CHP Kocaeli Milletvekili Nurettin Sözen'in Başbakan Erdoğan tarafından suçlandığını savunan Anadol, "Varsa yüreğiniz kaldırırsınız dokunulmazlığını yargılanır" dedi. Anadol, cumhurbaşkanlığı seçimine değinerek, "Düğmeye bastınız. Erdoğan, Çankaya'ya doğru yola çıktı, hayırlı olsun" dedi. Başbakan Erdoğan'ın Köşke çıkmasını 'sonun başlangıcı' olarak değerlendiren Anadol, "Erdoğan, günün birinde başarıya ulaşır Çankaya'ya çıkarsa, sanmayın ki bu sizin için mutlu son olacaktır, tam tersine sonun başlangıcı olacaktır. Çankaya, daha güçlü zırha sahip.
Vatana ihanet hariç Cumhurbaşkanı hakkında dava bile açılamaz. 1924 Anayasasında, Cumhurbaşkanlığı sorumsuzluğunu düzenleyen maddesinde şahsi suçlarından dolayı milletvekili dokunulmazlığına atıfta bulunulur. Bu atıf daha sonraki Anayasalar'da yer almıyor. Yani Cumhurbaşkanlığı sorumsuzluğu, Cumhurbaşkanı seçildikten sonra yapacaklarına ilişkindir. Bu düzenleme gözden kaçmış bir düzenleme değil. Eteğinde dokunulmazlık zırhı taşıyanın Çankaya'ya çıkacağını sanmamışlar. Cumhurbaşkanı olsa bile 23. Dönem Parlamentosu 276 oyla, Üsküdar Ağır Ceza Mahkemesinin karşısına çıkarır. Çankayay'ya çıkmak zordur ama inmek kolaydır".
Bunun üzerine AK Parti İstanbul Milletvekili İdris Naim Şahin de 1994'te İstanbul'un yüzde 30'u kaçak, yüzde 30'u kalpazanlıkla yürütülen bilet sistemi ile devralındığını ileri sürdü. 1980 öncesi CHP döneminde İstanbul'daki otobüslerde bir şoförle birlikte iki biletçinin çalıştırıldığını bildiren Şahin, "Klasik, tutucu anlayıştaki bilet sistemini akıllı bilet olan Akbil ile değiştirdik. 10 milyon İstanbullunun cebinde Akbil var. Ne Cumhuriyetin değerlerini özünüze sindirmiş ne de halkla bütünleşmiş değilsiniz. Sizin cebinizde bu karttan yok. Belediyeleri memurlara teslim eden zihniyettesiniz. Bunları yapan mı halkçı, inkılapçı yoksa siz mi? Memleketin kalkınması için Türkiye'nin itibarlı hale gelmesi için sizin engellerinize rağmen yolumuza devam edeceğiz" diye konuştu.

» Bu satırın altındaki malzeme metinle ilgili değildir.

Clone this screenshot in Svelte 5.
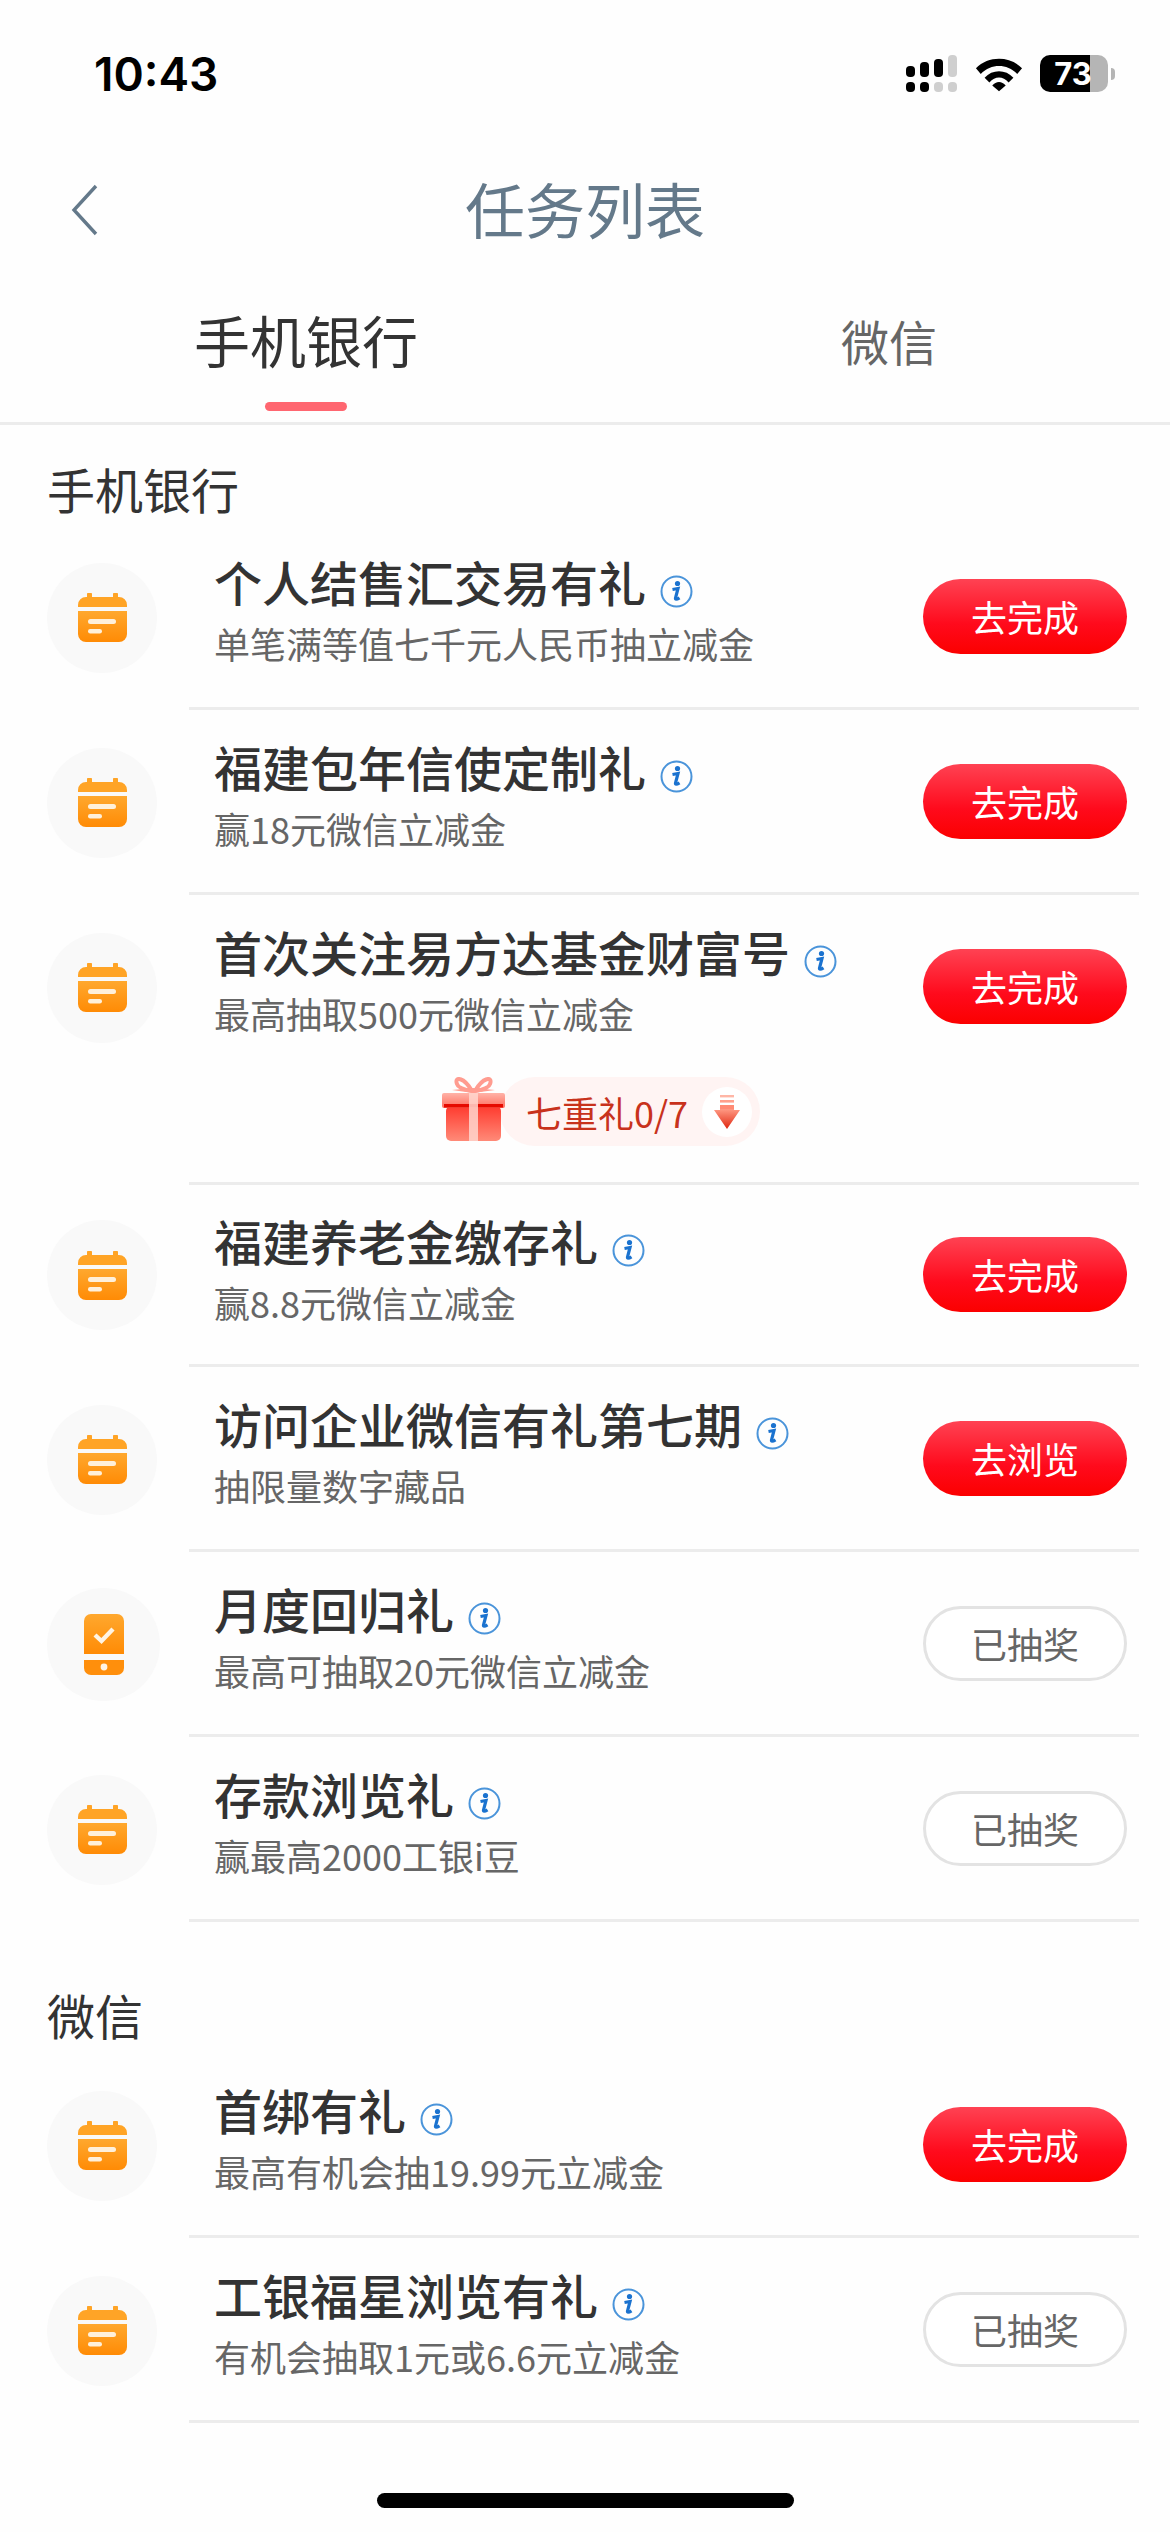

Şahin'in CHP'yi ve Nurettin Sözen'i eleştirmesine CHP'li milletvekilleri tepki gösterirken, CHP'li Sözen'in şahsına karşı suçlama yapıldığını ileri sürerek cevap vermek istedi. TBMM Başkanvekili Nevzat Pakdil, konuşmalarda herhangi bir sataşma olmadığı gerekçesiyle Sözen'e söz vermedi. CHP'nin grup önerisi reddedildi. CHP'li Sözen'in AK Parti'li Şahin'in sözlerine tepki göstererek üzerine yürümesi üzerine, TBMM Başkanvekili Pakdil, oturuma ara verdi. Yaklaşık yarım saatlik aranın ardından tekrar yasama çalışmalarına başlandı.